Another point to extract from this research review is the J-shaped relationship between physical activity and appetite control. At lower levels of physical activity, energy intake tends to be higher due to appetite dysregulation. As physical activity increases, appetite regulation improves leading to decreased consumption. As physical activity increases even more, energy intake increases as well with this coupling maintaining an optimal balance between the two (intake and expenditure), preventing overconsumption and weight gain. With that in mind, another energy expenditure model is presented in this research article titled the ‘Constrained Vs. Additive Model of Energy Expenditure.’ Put briefly, this model explains that energy expenditure will only increase with an increase in physical activity up to a certain point. Total energy expenditure may become “constrained” or restricted even though physical activity is increased. This was examined in hunter-gatherer societies that had very high physical activity levels that did not match their predicted total daily energy expenditure levels. One key takeaway from this information is to not get overzealous with adding physical activity into your daily routine. Most people are not getting enough physical activity currently, however, make an effort to add physical activity into your day in a practical and realistic way as adding more than necessary may not add any additional benefits anyway.
Why is this Important?
Traditionally, obesity and weight management programs have often only viewed weight control through the “eat less, move more” paradigm.
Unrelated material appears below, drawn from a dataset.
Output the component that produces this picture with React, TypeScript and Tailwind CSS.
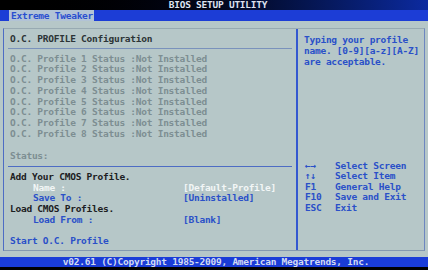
import React from "react";

const profiles = [1, 2, 3, 4, 5, 6, 7, 8];

const help: [string, string][] = [
  ["←→", "Select Screen"],
  ["↑↓", "Select Item"],
  ["F1", "General Help"],
  ["F10", "Save and Exit"],
  ["ESC", "Exit"],
];

export default function App() {
  return (
    <div className="w-[428px] h-[270px] bg-black flex flex-col overflow-hidden font-['DejaVu_Sans_Mono','Liberation_Mono',monospace] font-bold text-[9.5px] tracking-[-0.25px]">
      {/* title */}
      <div className="h-[10px] flex items-center justify-center pl-[8px] bg-gradient-to-r from-black via-[#02061a] to-[#0c2aa0] text-[#dde2f0] leading-[10px]">
        BIOS SETUP UTILITY
      </div>
      {/* tab bar */}
      <div className="h-[11px] bg-[#1c3dd6] flex pl-[9px]">
        <div className="w-[85px] bg-[#b2c3d6] text-[#2a4fd0] leading-[11px] pl-[2px]">
          Extreme Tweaker
        </div>
      </div>
      {/* main panel */}
      <div className="h-[236px] bg-[#b6c7c8] pt-[7px] pb-[6px] px-[3px]">
        <div className="h-full flex border-t border-t-[#98aab2] border-l border-l-[#4d6cc4] border-r border-r-[#6d86c0] border-b border-b-[#8498b0]">
          {/* left column */}
          <div className="w-[292px] pt-[4.5px] leading-[10.7px]">
            <div className="pl-[6px] text-[#2c3436]">O.C. PROFILE Configuration</div>
            <div className="mt-[4px] ml-[4px] w-[284px] h-px bg-[#7a92bc]" />
            <div className="mt-[4.5px] pl-[6px] text-[#7d8e92]">
              {profiles.map((n) => (
                <div key={n} className="whitespace-pre">
                  {`O.C. Profile ${n} Status :Not Installed`}
                </div>
              ))}
            </div>
            <div className="mt-[11.5px] pl-[6px] text-[#7d8e92]">Status:</div>
            <div className="mt-[4.7px] ml-[4px] w-[284px] h-px bg-[#4d6cc4]" />
            <div className="mt-[4.6px]">
              <div className="pl-[6px] text-[#1c2022]">Add Your CMOS Profile.</div>
              <div className="flex pl-[29px]">
                <div className="w-[150px] text-[#f2f6f6]">Name :</div>
                <div className="text-[#f2f6f6]">[Default-Profile]</div>
              </div>
              <div className="flex pl-[29px] text-[#2a50c8]">
                <div className="w-[150px]">Save To :</div>
                <div>[Uninstalled]</div>
              </div>
              <div className="pl-[6px] text-[#1c2022]">Load CMOS Profiles.</div>
              <div className="flex pl-[29px] text-[#2a50c8]">
                <div className="w-[150px]">Load From :</div>
                <div>[Blank]</div>
              </div>
              <div className="h-[10.7px]" />
              <div className="pl-[6px] text-[#2a50c8]">Start O.C. Profile</div>
            </div>
          </div>
          {/* right column */}
          <div className="flex-1 border-l-2 border-l-[#3458d0] pl-[6px] pt-[4.5px] text-[#2a50c8]">
            <div className="leading-[11px]">
              <div>Typing your profile</div>
              <div>name. [0-9][a-z][A-Z]</div>
              <div>are acceptable.</div>
            </div>
            <div className="mt-[94px] leading-[10.5px]">
              {help.map(([k, d]) => (
                <div key={k} className="flex">
                  <div className="w-[31px] pl-px">{k}</div>
                  <div>{d}</div>
                </div>
              ))}
            </div>
          </div>
        </div>
      </div>
      {/* footer */}
      <div className="h-[10px] bg-[#1a3cd8] flex items-center justify-center text-[#d2daf2] leading-[10px] pl-[4px]">
        v02.61 (C)Copyright 1985-2009, American Megatrends, Inc.
      </div>
      <div className="h-[3px] bg-black" />
    </div>
  );
}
While fat loss is a function of calories in vs. calories out, other mechanisms can be included to aid in weight management that doesn’t involve extreme restriction or extreme exercise protocols. Adding in more physical activity into your daily life can increase energy expenditure and regulate appetite when managing weight. In the MASS Research Review Article, Dr. Eric Helms stresses the importance of implementing physical activity into your daily life. Bike riding, walking to stores or parks, hiking, bowling, etc. are all ways to increase your daily physical activity even in addition to a traditional resistance or cardiovascular exercise program. The WHO states that “inactivity is one of the leading risk factors for noncommunicable diseases and death worldwide. It increases the risk of cancer, heart disease, stroke and diabetes by 20–30%. It is estimated that 4-5 million deaths per year could be averted if the global population was more active.” Being more physically active will create a multi-factorial impact on your health, well-being, and longevity.